Continuing from Mystical Christianity: A Critique from Within

Abstract oil painting of a bright white light with a colorful tail of red, orange and yellow colors flying through a dark violet background.
Soar Painting Seamus Berkeley

In my own Catholic tradition, the official church has invariably kept mystics, hermits, charismatic types, and “prayer people” at arms’ length – at least until they have been dead for a hundred years and can be sanitized. I understand this, because their experiences usually cannot be packaged for mass consumption. In fact, I am convinced that most of the major beliefs and doctrines of the Christian churches can be understood, relished, and effectively lived only by nondual consciousness, by contemplatives, by people who know how to be present to the naked and broad now (i.e., Jesus is “fully human and fully divine,” Mary is both virgin and mother, bread is still bread and yet Jesus, etc.). They alone know deeply and include widely. As Karl Rahner is often quoted as saying, “The devout Christian of the future will either be a ‘mystic’ . . . or he will cease to be anything at all.”

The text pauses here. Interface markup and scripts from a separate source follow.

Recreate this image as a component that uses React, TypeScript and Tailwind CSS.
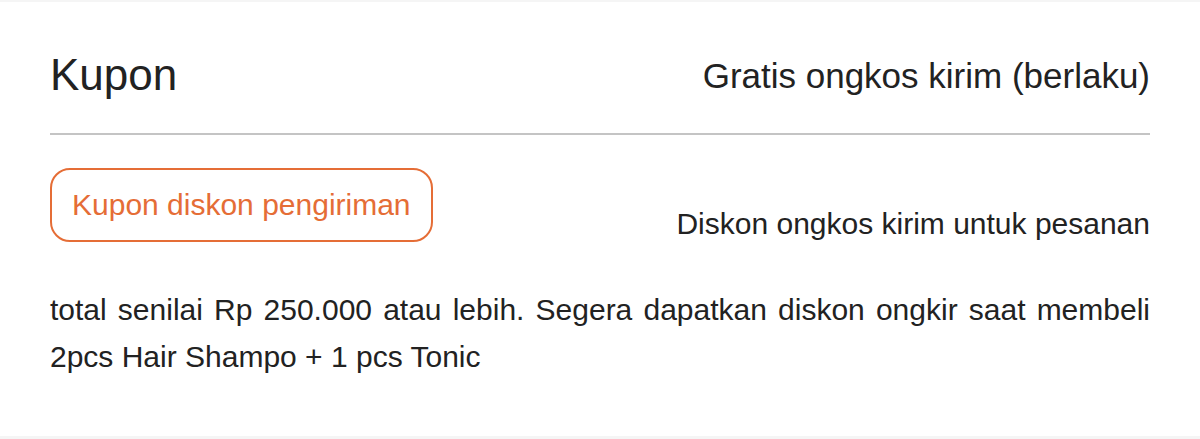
import React from 'react';

export default function App() {
  return (
    <div className="min-h-[439px] bg-[#f5f5f5] pt-[2px] pb-[3px]" style={{ fontFamily: '"Liberation Sans", Arial, sans-serif' }}>
      <div className="h-[434px] bg-white px-[50px] pt-[51px]">
        {/* header */}
        <div className="flex items-center justify-between">
          <h2 className="text-[44px] leading-none text-[#222]">Kupon</h2>
          <span className="text-[35px] leading-none text-[#222]">Gratis ongkos kirim (berlaku)</span>
        </div>
        <div className="mt-[36px] h-[2px] bg-[#c4c4c4]" />

        {/* coupon row */}
        <div className="mt-[33px] flex items-end justify-between">
          <button className="h-[74px] rounded-[20px] border-2 border-[#e56d36] px-[20px] text-[30px] leading-none text-[#e56d36]">
            Kupon diskon pengiriman
          </button>
          <span className="mb-[1px] text-[30px] leading-[34px] text-[#222]">Diskon ongkos kirim untuk pesanan</span>
        </div>

        <p className="mt-[44px] text-justify text-[30px] leading-[47px] text-[#222]">
          total senilai Rp 250.000 atau lebih. Segera dapatkan diskon ongkir saat membeli 2pcs Hair Shampo + 1 pcs Tonic
        </p>
      </div>
    </div>
  );
}
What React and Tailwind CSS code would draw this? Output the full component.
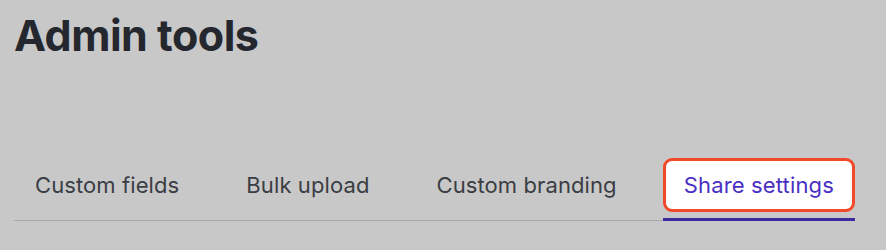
export default function App() {
  const tabs = ["Custom fields", "Bulk upload", "Custom branding", "Share settings"];
  const active = 3;
  return (
    <div className="w-[886px] h-[250px] bg-[#c8c8c8] pl-[14px] pr-[31px] font-['Inter',sans-serif] overflow-hidden">
      <h1 className="pt-[7px] text-[43px] leading-[56px] font-bold tracking-[-0.5px] text-[#24272e]">Admin tools</h1>
      <div className="mt-[95px] flex gap-[25px] border-b border-[#a8a8a8] whitespace-nowrap">
        {tabs.map((t, i) =>
          i === active ? (
            <div key={t} className="flex flex-col shrink-0">
              <div className="h-[54px] px-[18px] flex items-center bg-white border-[3px] border-[#f2492a] rounded-[9px] text-[22px] tracking-[0.15px] text-[#4a2fc4]">
                {t}
              </div>
              <div className="mt-[6px] -mb-px h-[3px] bg-[#3d2aa0]" />
            </div>
          ) : (
            <div key={t} className="flex flex-col shrink-0">
              <div className="h-[54px] px-[21px] flex items-center text-[22px] tracking-[0.1px] text-[#3a3d44]">{t}</div>
              <div className="mt-[6px] h-[2px]" />
            </div>
          )
        )}
      </div>
    </div>
  );
}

The great mystics of every tradition invite us to know better, to draw from the resources of our own tradition and see in a way that honors debate, reason, and order while also moving beyond them. Can we answer the mystics’ invitation? Can we begin to attain the mystical gaze Rahner suggests we must? I think we are on the very edge of history – and about to be edged over – by the depth of the need and from the depths of our own desire.